Do you remember the first time you had Indian food? It almost brought tears to my eyes. I didn't know food could taste like that! There were flavors, textures, smells and spices I had never encountered, there were men wearing turbans, yogurt in my drink . . . what magical world was this? I fell completely and irrevocably in love.

I'm sure other lovers of Indian food are familiar with the disheartening quest to replicate the restaurant experience at home. Being young and less able in the kitchen, I wasted a good deal of time on things that I would never try now, but that's youth and inexperience. Patak's curry paste delivered heat, but not flavor, Golden Curry Sauce Mix delivered Asian flavors and probably carcinogens, and none of it was ever right. Over the years I gained skills in the kitchen and began trying recipes, which were more work for more failure.
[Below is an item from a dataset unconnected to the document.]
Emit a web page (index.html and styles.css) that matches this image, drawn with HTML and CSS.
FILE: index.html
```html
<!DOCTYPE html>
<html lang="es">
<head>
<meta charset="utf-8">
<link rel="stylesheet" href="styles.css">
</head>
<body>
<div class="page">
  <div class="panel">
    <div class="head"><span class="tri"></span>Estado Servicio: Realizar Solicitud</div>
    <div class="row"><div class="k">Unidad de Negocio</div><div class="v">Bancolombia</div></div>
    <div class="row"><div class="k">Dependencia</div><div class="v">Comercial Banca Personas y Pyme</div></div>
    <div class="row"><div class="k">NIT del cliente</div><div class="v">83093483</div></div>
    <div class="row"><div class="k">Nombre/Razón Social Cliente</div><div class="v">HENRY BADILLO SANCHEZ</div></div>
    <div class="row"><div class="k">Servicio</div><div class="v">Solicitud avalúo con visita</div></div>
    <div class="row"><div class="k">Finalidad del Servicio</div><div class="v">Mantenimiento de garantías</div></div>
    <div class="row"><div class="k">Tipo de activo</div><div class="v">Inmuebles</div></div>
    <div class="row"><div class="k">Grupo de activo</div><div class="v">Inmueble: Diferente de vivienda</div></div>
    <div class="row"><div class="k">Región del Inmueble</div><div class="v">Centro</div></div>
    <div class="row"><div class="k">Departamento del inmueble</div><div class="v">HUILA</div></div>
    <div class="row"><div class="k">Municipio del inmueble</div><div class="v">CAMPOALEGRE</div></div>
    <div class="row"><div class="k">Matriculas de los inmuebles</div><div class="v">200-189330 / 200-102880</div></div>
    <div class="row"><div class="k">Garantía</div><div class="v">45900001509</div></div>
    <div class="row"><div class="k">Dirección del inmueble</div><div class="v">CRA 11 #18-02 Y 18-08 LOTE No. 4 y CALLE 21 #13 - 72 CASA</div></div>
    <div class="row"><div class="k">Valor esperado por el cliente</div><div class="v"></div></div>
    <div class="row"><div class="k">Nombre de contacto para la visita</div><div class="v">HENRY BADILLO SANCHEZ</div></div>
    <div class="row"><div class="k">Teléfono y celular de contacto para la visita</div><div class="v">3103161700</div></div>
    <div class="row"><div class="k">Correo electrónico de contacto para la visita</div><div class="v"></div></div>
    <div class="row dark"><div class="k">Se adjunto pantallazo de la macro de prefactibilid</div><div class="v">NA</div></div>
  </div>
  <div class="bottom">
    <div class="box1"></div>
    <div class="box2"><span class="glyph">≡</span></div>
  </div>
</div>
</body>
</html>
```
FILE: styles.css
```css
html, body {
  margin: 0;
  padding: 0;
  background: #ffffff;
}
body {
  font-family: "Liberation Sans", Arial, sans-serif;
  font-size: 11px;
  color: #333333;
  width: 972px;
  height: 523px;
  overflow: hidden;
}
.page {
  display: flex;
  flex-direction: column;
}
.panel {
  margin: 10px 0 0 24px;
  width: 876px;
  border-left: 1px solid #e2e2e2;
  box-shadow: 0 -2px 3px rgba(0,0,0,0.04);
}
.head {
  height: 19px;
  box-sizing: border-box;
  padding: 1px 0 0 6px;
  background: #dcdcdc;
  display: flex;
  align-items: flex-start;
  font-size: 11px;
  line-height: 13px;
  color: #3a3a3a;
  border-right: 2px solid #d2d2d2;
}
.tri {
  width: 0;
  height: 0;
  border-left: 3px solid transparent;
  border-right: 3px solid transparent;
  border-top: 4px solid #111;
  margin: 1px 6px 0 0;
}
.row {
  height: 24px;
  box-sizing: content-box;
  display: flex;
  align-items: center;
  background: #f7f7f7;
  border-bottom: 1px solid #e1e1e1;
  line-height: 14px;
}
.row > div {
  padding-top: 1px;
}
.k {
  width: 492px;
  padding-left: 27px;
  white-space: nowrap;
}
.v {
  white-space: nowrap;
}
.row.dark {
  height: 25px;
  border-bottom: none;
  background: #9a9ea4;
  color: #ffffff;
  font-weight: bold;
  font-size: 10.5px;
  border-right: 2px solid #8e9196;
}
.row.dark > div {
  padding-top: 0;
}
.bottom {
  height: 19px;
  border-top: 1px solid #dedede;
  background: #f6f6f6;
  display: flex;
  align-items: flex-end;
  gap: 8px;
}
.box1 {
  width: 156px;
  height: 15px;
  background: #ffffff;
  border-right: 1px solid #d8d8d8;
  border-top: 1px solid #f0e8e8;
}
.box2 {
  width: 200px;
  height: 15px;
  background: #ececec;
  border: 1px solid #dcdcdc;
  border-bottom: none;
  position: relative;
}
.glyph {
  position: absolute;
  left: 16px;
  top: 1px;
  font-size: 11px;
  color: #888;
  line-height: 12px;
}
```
How frustrating!

A year or so ago I found Pastor Ryan's Chicken Tikka Masala on Pioneer Woman, swapped cabrito (goat meat!) in for the chicken, and finally, at long last, had something that didn't serve as a painful reminder of my culinary inadequacies. Then John bought for me (ON my birthday, not FOR my birthday, lest we think I'm spoiled for getting a New York trip and a Paul McCartney concert as well as presents) 660 Curries by Raghavan Iyer. The reviews from everywhere have been glowing, and if last night's meal (Ginger Chicken with Peanuts and Coconut, or Murghi Ni Curry) is any indication, it is my new Indian bible.
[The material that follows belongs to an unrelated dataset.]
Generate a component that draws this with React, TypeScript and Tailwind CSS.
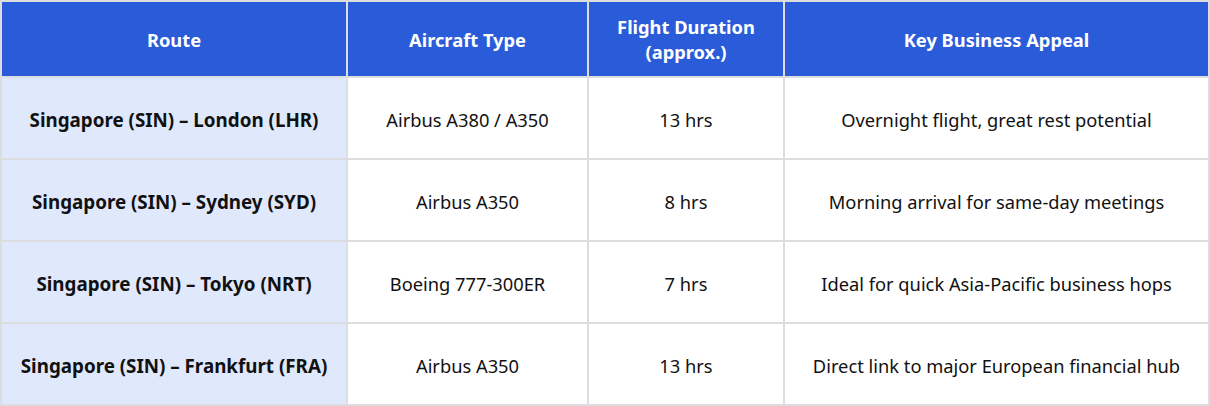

Iyer's voice is personable, the recipes are clear and easy to follow, and the flavors you will get are, at least to this white girl's palate, delicious and very authentic. I should probably cook more from this book before I endorse it so avidly, but I had to share with you my success. There is a fair amount of prep work to get the ginger paste and garlic paste ready for use (thank goodness Claire was here to peel the fifty cloves of garlic while I was peeling and chopping eight ounces of ginger), but once they're made you're about a half hour away from an incredible Indian meal. I will happily cook a dish from it for you in order to convince you of my sincerity.